The WrapTaskSource class can be used to wrap a PyTorch dataset as a TaskSource.

import torch.utils.data
from torchcross.data import TaskTarget, WrapTaskSource

# Create a PyTorch dataset
dataset: torch.utils.data.Dataset = ...

# Define the appropriate TaskTarget. Let's assume that the task is a multi-class
# classification task.
task_target = TaskTarget.MULTICLASS_CLASSIFICATION

# Classes can be provided as a dictionary. Let's assume that the dataset contains
# four classes with names "Class A", "Class B", "Class C" and "Class D".
classes = {0: "Class A", 1: "Class B", 2: "Class C", 3: "Class D"}

# Wrap the dataset as a TaskSource
task_source = WrapTaskSource(dataset, task_target, classes)

Creating a Few-Shot Meta-Dataset

The FewShotMetaDataset class can be used to create a few-shot meta-dataset from a TaskSource.

from torchcross.data.metadataset import FewShotMetaDataset
import torchcross as tx


# Create a TaskSource.
task_source = ...

# Create a few-shot meta-dataset from the task source. Let's assume that we want to
# sample 100 tasks, each containing 5 support samples and 10 query samples.
# Let's use the stack function from the tx.utils module to stack the support and query
# samples into a single tensor.
meta_dataset = FewShotMetaDataset(
    task_source,
    collate_fn=tx.utils.collate_fn.stack,
    n_support_samples_per_class=5,
    n_query_samples_per_class=10,
    filter_classes_min_samples=30,
    length=100,
)

Creating a Few-Shot Meta-Dataset with Random Sub-Tasks

The SubTaskRandomFewShotMetaDataset class can be used to create a few-shot meta-dataset from a TaskSource where each task is a random sub-task of the original task, meaning that each few-shot task contains a random subset of the original task's classes.

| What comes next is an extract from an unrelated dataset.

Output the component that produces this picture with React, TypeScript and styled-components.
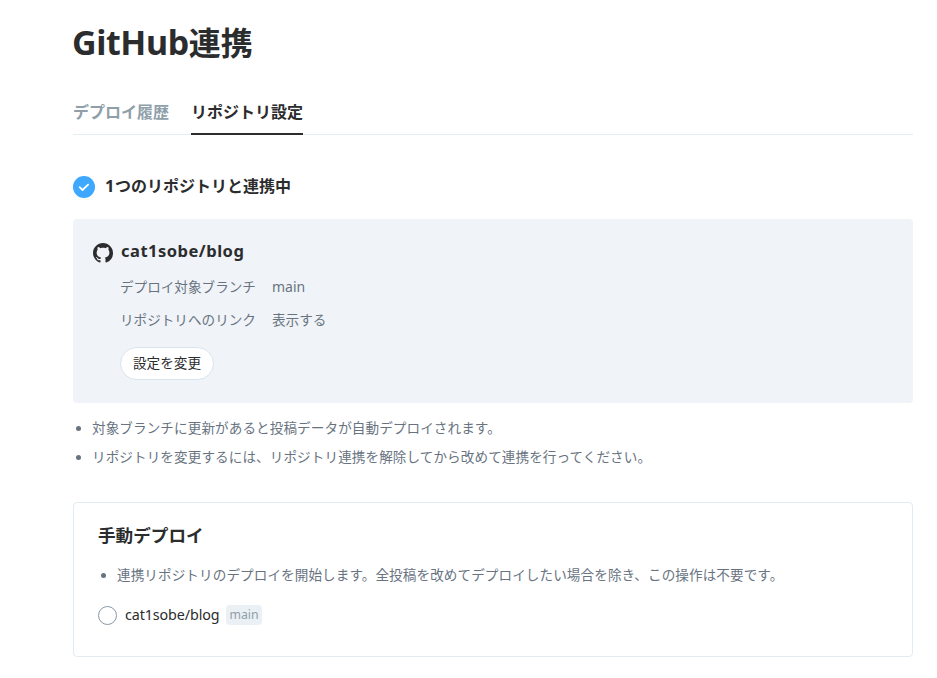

from torchcross.data.metadataset import SubTaskRandomFewShotMetaDataset
import torchcross as tx


# Create a TaskSource.
task_source = ...

# Create a few-shot meta-dataset from the task source. Let's assume that we want to
# sample 100 tasks, each containing a random subset of the original task's classes and
# 1 to 10 support samples per class and 10 query samples per class.
# Let's use the stack function from the tx.utils module to stack the support and query
# samples into a single tensor.
few_shot = SubTaskRandomFewShotMetaDataset(
    task_source,
    collate_fn=tx.utils.collate_fn.stack,
    n_support_samples_per_class_min=1,
    n_support_samples_per_class_max=10,
    n_query_samples_per_class=10,
    filter_classes_min_samples=30,
    length=100,
)

Use the MAML Algorithm to Train a Model on a Few-Shot Meta-Dataset

The lightning.LightningModule subclasses in torchcross.models.lightning can be used to train a model on a meta-dataset. Let's assume that we want to train a model on a few-shot meta-dataset using the MAML algorithm. We can use the MAML class from the torchcross.models.lightning module to do so.

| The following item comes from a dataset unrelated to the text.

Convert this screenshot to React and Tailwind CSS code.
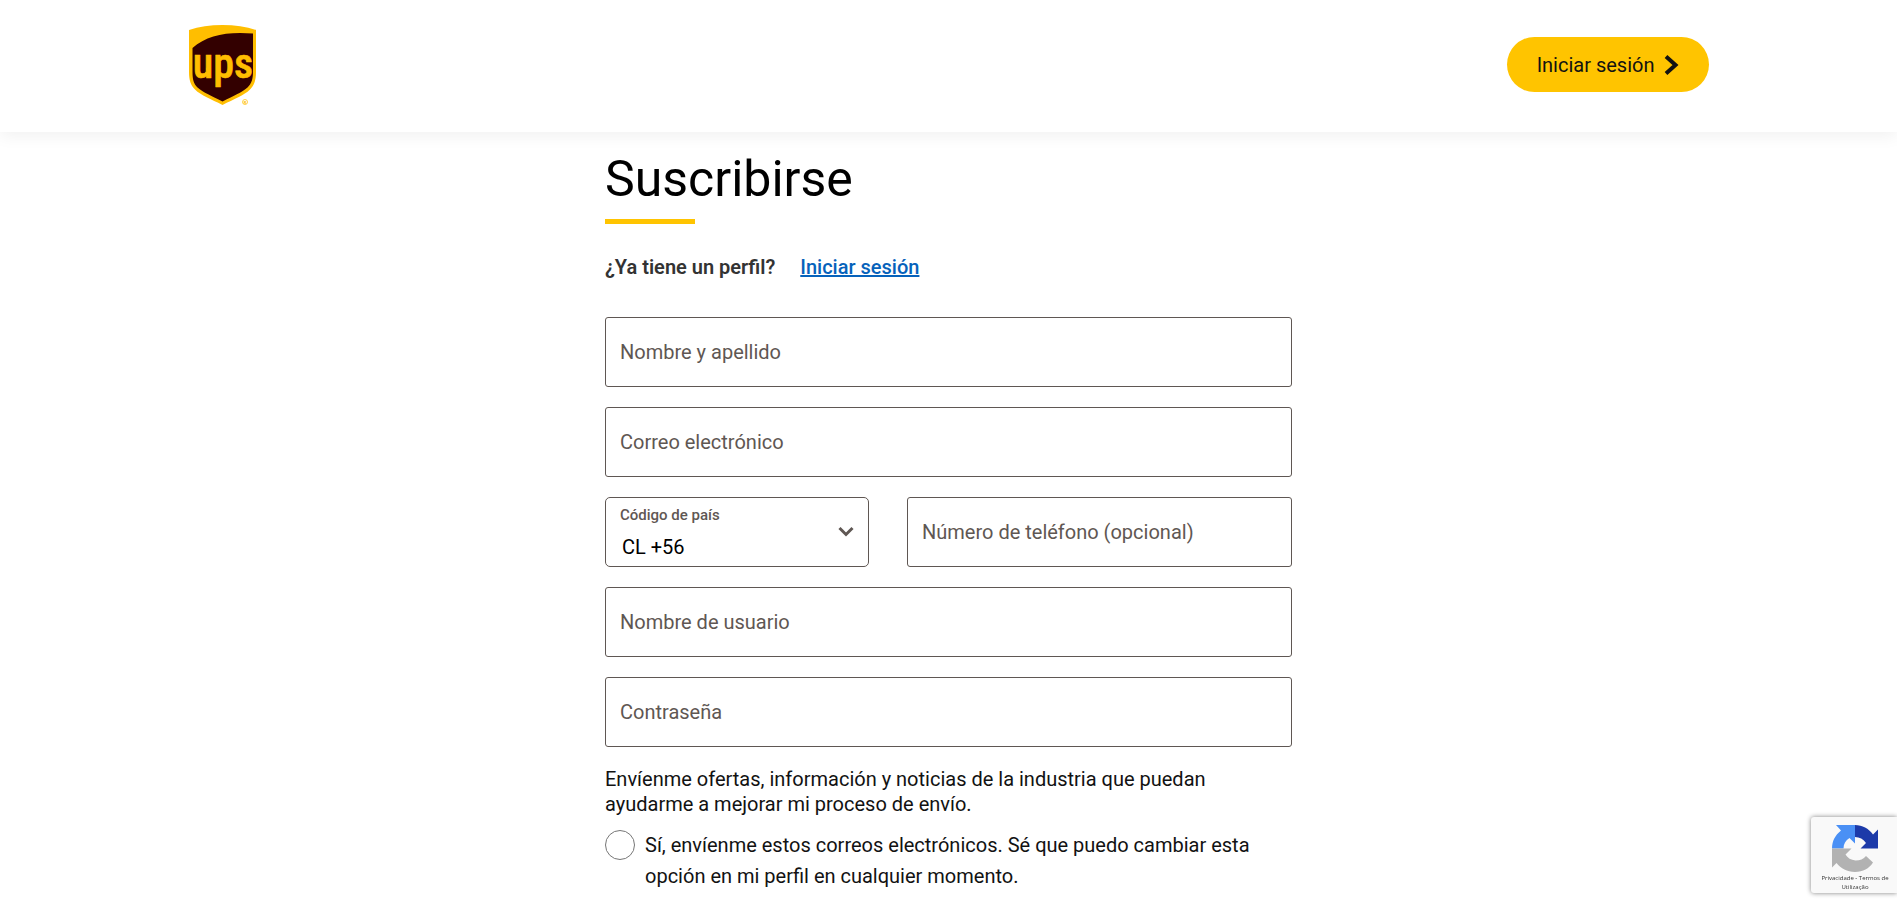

from functools import partial

import lightning.pytorch as pl
import torch
import torchopt
from torch.utils.data import DataLoader

from torchcross.data import TaskDescription, TaskTarget
from torchcross.models.lightning import MAML
from torchcross.utils.collate_fn import identity

# Create few-shot meta-datasets for training and validation.
train_meta_dataset = ...
val_meta_dataset = ...

# Create dataloaders for training and validation.
train_dataloader = DataLoader(train_meta_dataset, batch_size=4, collate_fn=identity)
val_dataloader = DataLoader(val_meta_dataset, batch_size=4, collate_fn=identity)

# Create a `TaskDescription` object which describes the task type of task that we want
# to solve. Let's assume that the task is a multi-class classification task with four
# classes.
task_description = TaskDescription(
    TaskTarget.MULTICLASS_CLASSIFICATION,
    classes={0: "Class A", 1: "Class B", 2: "Class C", 3: "Class D"},
)

# Create a backbone network. We could for example use a pre-trained resnet18 backbone.
backbone = ...
num_backbone_output_features = 512

# Create inner and outer optimizers and hyperparameters for MAML.
outer_optimizer = partial(torch.optim.Adam, lr=0.001)
inner_optimizer = partial(torchopt.MetaSGD, lr=0.1)
eval_inner_optimizer = partial(torch.optim.SGD, lr=0.1)
num_inner_steps = 4
eval_num_inner_steps = 32

# Create the lighting model with pre-trained resnet18 backbone
model = MAML(
    (backbone, num_backbone_output_features),
    task_description,
    outer_optimizer,
    inner_optimizer,
    eval_inner_optimizer,
    num_inner_steps,
    eval_num_inner_steps,
)

# Create the lightning trainer
trainer = pl.Trainer(
    inference_mode=False,
    max_epochs=10,
    check_val_every_n_epoch=1,
    val_check_interval=1000,
    limit_val_batches=100,
)

# Train the model
trainer.fit(model, train_dataloader, val_dataloader)

Real-World Example

See the MIMeta library for a real-world example of how to use TorchCross to perform cross-domain learning, few-shot learning or meta-learning experiments.